Remembering Jack
oliver
My first encounter with the optimism of Jack Layton was over 20 years ago, around 1990, when I was managing Innstead, a housing co-op in the east end of Toronto. We had just purchased a small apartment building to convert to social housing, and I had the crazy idea of turning the adjacent vacant rail side lot into an ecology park. I faxed a letter to the Mayor, all the councillors, and the various city department heads. I received one response: Jack, on the answering machine. I remember his enthusiastic first words: "What a wonderful idea!" All of sudden what felt like a solitary and somewhat quixotic quest became something I was doing in solidarity with at least one other person who believed in ecological restoration.
It was over a decade later that I met Jack again. Web Networks had just taken over managing ndp.ca, and we had set up the NDP's first content management and e-commerce system, and delivered a new design on a tight budget for the party's leadership campaign in which Jack was elected leader. We then began working on a new site, Web Networks' first using the Drupal system. I saw Jack in a subway car at Spadina station, and, incredibly, he recognized me, called me by name, and said, "Are you going to create a killer website for us?", grinning, with that twinkle in his eye.

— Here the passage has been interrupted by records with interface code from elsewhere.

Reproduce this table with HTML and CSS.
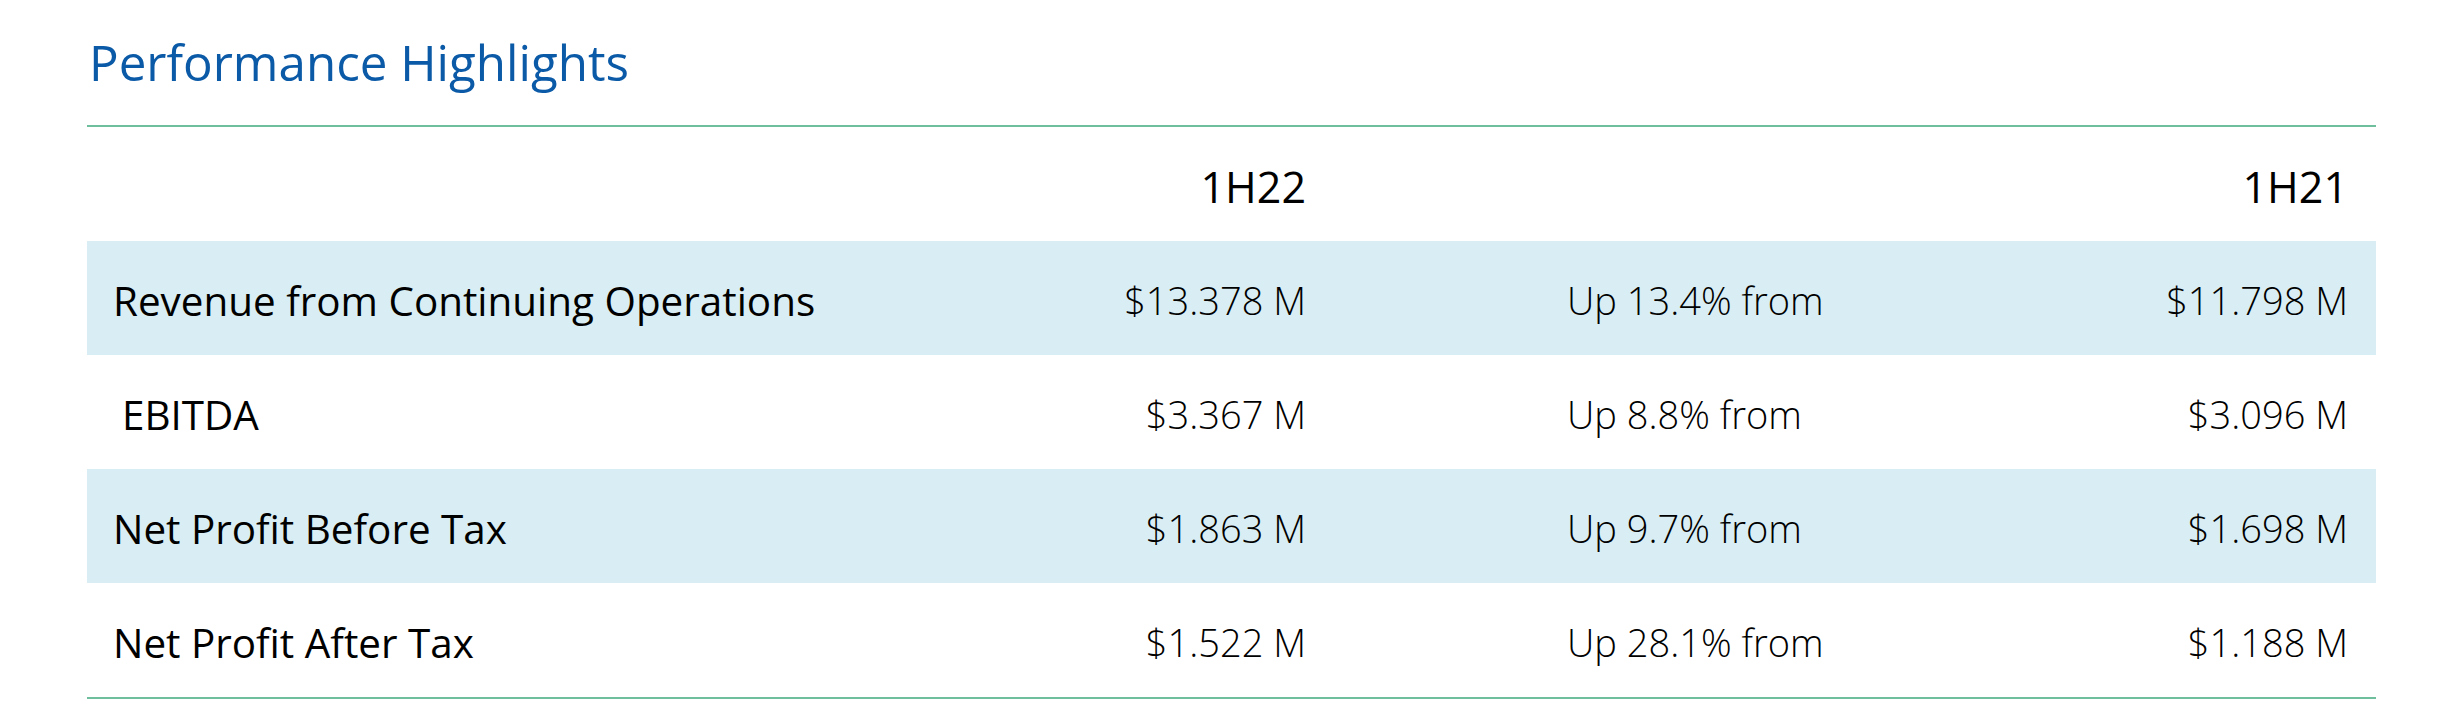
FILE: index.html
```html
<!DOCTYPE html>
<html lang="en">
<head>
<meta charset="utf-8">
<title>Performance Highlights</title>
<link rel="stylesheet" href="styles.css">
</head>
<body>
<div class="page">
  <h1 class="title">Performance Highlights</h1>
  <div class="table">
    <div class="row head">
      <div class="cell label"></div>
      <div class="cell value">1H22</div>
      <div class="cell change"></div>
      <div class="cell prior">1H21</div>
    </div>
    <div class="row shaded">
      <div class="cell label">Revenue from Continuing Operations</div>
      <div class="cell value">$13.378 M</div>
      <div class="cell change">Up 13.4% from</div>
      <div class="cell prior">$11.798 M</div>
    </div>
    <div class="row">
      <div class="cell label indent">EBITDA</div>
      <div class="cell value">$3.367 M</div>
      <div class="cell change">Up 8.8% from</div>
      <div class="cell prior">$3.096 M</div>
    </div>
    <div class="row shaded">
      <div class="cell label">Net Profit Before Tax</div>
      <div class="cell value">$1.863 M</div>
      <div class="cell change">Up 9.7% from</div>
      <div class="cell prior">$1.698 M</div>
    </div>
    <div class="row">
      <div class="cell label">Net Profit After Tax</div>
      <div class="cell value">$1.522 M</div>
      <div class="cell change">Up 28.1% from</div>
      <div class="cell prior">$1.188 M</div>
    </div>
  </div>
</div>
</body>
</html>
```

FILE: styles.css
```css
html, body {
  margin: 0;
  padding: 0;
  background: #ffffff;
}

.page {
  padding-left: 87px;
  width: 2289px;
  font-family: "Open Sans", "Noto Sans", sans-serif;
  color: #000000;
}

.title {
  margin: 0;
  height: 125px;
  box-sizing: border-box;
  padding-top: 28px;
  padding-left: 2px;
  font-size: 49.3px;
  line-height: 68px;
  font-weight: 400;
  color: #0b5aa7;
}

.table {
  border-top: 2px solid #6fbe9d;
  border-bottom: 2px solid #6fbe9d;
}

.row {
  display: grid;
  grid-template-columns: 831px 414px 563px 481px;
  height: 114px;
  align-items: center;
}

.row.shaded {
  background: #d9eef4;
}

.cell {
  padding-top: 4px;
  white-space: nowrap;
}

.label {
  padding-left: 26px;
  font-size: 40.4px;
  font-weight: 400;
}

.label.indent {
  padding-left: 35px;
}

.value,
.prior,
.change {
  font-size: 38px;
  font-weight: 300;
}

.value {
  text-align: right;
  padding-right: 26px;
}

.change {
  padding-left: 235px;
}

.prior {
  text-align: right;
  padding-right: 28px;
}

.head .value,
.head .prior {
  font-size: 43px;
  font-weight: 400;
}
```
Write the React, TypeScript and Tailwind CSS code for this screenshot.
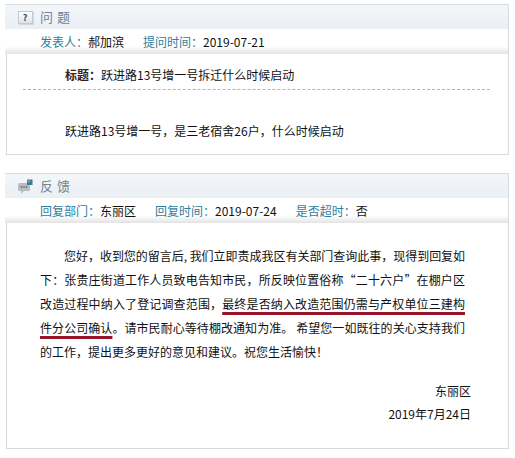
const font = "font-['Noto_Sans_CJK_SC','Noto_Sans',sans-serif]";

function QuestionIcon() {
  return (
    <div className="w-[15px] h-[13px] border border-[#c5cad1] bg-gradient-to-b from-white to-[#dfe3e8] shadow-[1px_1px_0_#d4d8dd] flex items-center justify-center text-[9px] font-bold leading-none text-[#34465a]">
      ?
    </div>
  );
}

function FeedbackIcon() {
  return (
    <svg width="17" height="17" viewBox="0 0 17 17">
      <rect x="1" y="5" width="12" height="8" rx="1.5" fill="#b9bdc2" />
      <polygon points="4,12.5 4,16 7.5,12.5" fill="#b9bdc2" />
      <circle cx="4.5" cy="9" r="0.9" fill="#6d7378" />
      <circle cx="7" cy="9" r="0.9" fill="#6d7378" />
      <circle cx="9.5" cy="9" r="0.9" fill="#6d7378" />
      <rect x="10" y="1.5" width="5.5" height="5.5" fill="#3d7e95" />
      <rect x="10.8" y="2.3" width="2" height="2" fill="#79aebf" />
    </svg>
  );
}

function PanelHeader({ icon, title }: { icon: React.ReactNode; title: string }) {
  return (
    <div className="h-[25px] border-t border-r border-[#d6dce3] bg-gradient-to-b from-[#f4f7fa] to-[#eaeff4] flex items-center pl-[10px]">
      <div className="w-[20px] flex justify-center">{icon}</div>
      <span className="ml-[5px] text-[13px] tracking-[4px] text-[#6f8293]">{title}</span>
    </div>
  );
}

function InfoRow({ items }: { items: { label: string; value: string }[] }) {
  return (
    <div className="h-[25px] border-r border-[#d6dce3] bg-gradient-to-b from-white from-[70%] to-[#e3e3e3] flex items-center pl-[35px] text-[12px]">
      {items.map((it, i) => (
        <span key={it.label} className={i > 0 ? "ml-[19px]" : ""}>
          <span className="text-[#2f7d9c]">{it.label}</span>
          <span className="text-[#111]">{it.value}</span>
        </span>
      ))}
    </div>
  );
}

const red = "underline decoration-[#981327] decoration-[3px] underline-offset-[3px]";

export default function App() {
  return (
    <div className={`w-[515px] h-[458px] bg-white pt-[4px] ${font}`}>
      <div className="ml-[5px] w-[504px]">
        <PanelHeader icon={<QuestionIcon />} title="问题" />
        <InfoRow
          items={[
            { label: "发表人：", value: "郝加滨" },
            { label: "提问时间：", value: "2019-07-21" },
          ]}
        />
        <div className="h-[101px] border-x border-b border-[#d9d9d9] ml-[1px] pt-[13px] text-[12px] text-[#111]">
          <div className="pl-[58px] leading-[16px]">
            <span className="font-bold text-[#3a1c20]">标题：</span>
            跃进路13号增一号拆迁什么时候启动
          </div>
          <div className="ml-[16px] mr-[18px] mt-[6px] border-t border-dashed border-[#b5b5b5]" />
          <div className="pl-[58px] mt-[33px] leading-[16px]">
            跃进路13号增一号，是三老宿舍26户，什么时候启动
          </div>
        </div>
      </div>

      <div className="ml-[5px] w-[504px] mt-[18px]">
        <PanelHeader icon={<FeedbackIcon />} title="反馈" />
        <InfoRow
          items={[
            { label: "回复部门：", value: "东丽区" },
            { label: "回复时间：", value: "2019-07-24" },
            { label: "是否超时：", value: "否" },
          ]}
        />
        <div className="h-[226px] border-x border-b border-[#d9d9d9] ml-[1px] pt-[21px] text-[12px] text-[#111]">
          <div className="pl-[33px] w-[458px] leading-[24px] [&>div]:whitespace-nowrap [&>div]:[text-align-last:justify] [&>div:last-child]:[text-align-last:left]">
            <div className="pl-[24px] tracking-[-0.1px]">您好，收到您的留言后, 我们立即责成我区有关部门查询此事，现得到回复如</div>
            <div>下：张贵庄街道工作人员致电告知市民，所反映位置俗称“二十六户”在棚户区</div>
            <div>
              改造过程中纳入了登记调查范围，<span className={red}>最终是否纳入改造范围仍需与产权单位三建构</span>
            </div>
            <div>
              <span className={red}>件分公司确认</span>。请市民耐心等待棚改通知为准。 希望您一如既往的关心支持我们
            </div>
            <div>的工作，提出更多更好的意见和建议。祝您生活愉快！</div>
          </div>
          <div className="mt-[15px] pr-[37px] text-right leading-[23px]">
            <div>东丽区</div>
            <div>2019年7月24日</div>
          </div>
        </div>
      </div>
    </div>
  );
}
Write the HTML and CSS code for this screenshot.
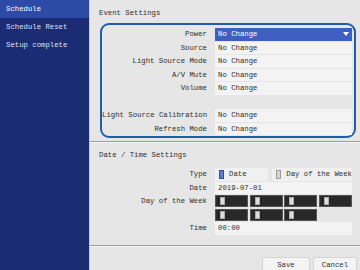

Last night, a few hours before he died, I had a dream, in which Jack and I were discussing the old days when Alexa McDonough was leader, and I would meet with her party staff, pitching them on all the ways they could leverage the Internet to build support for the NDP. They did not have the money or the manpower to do much. In the dream, Jack laughed, but seemed restless, like he had to go. If he was visiting the trapline of all the people in the world who he supported and touched positively, he was on a long journey indeed.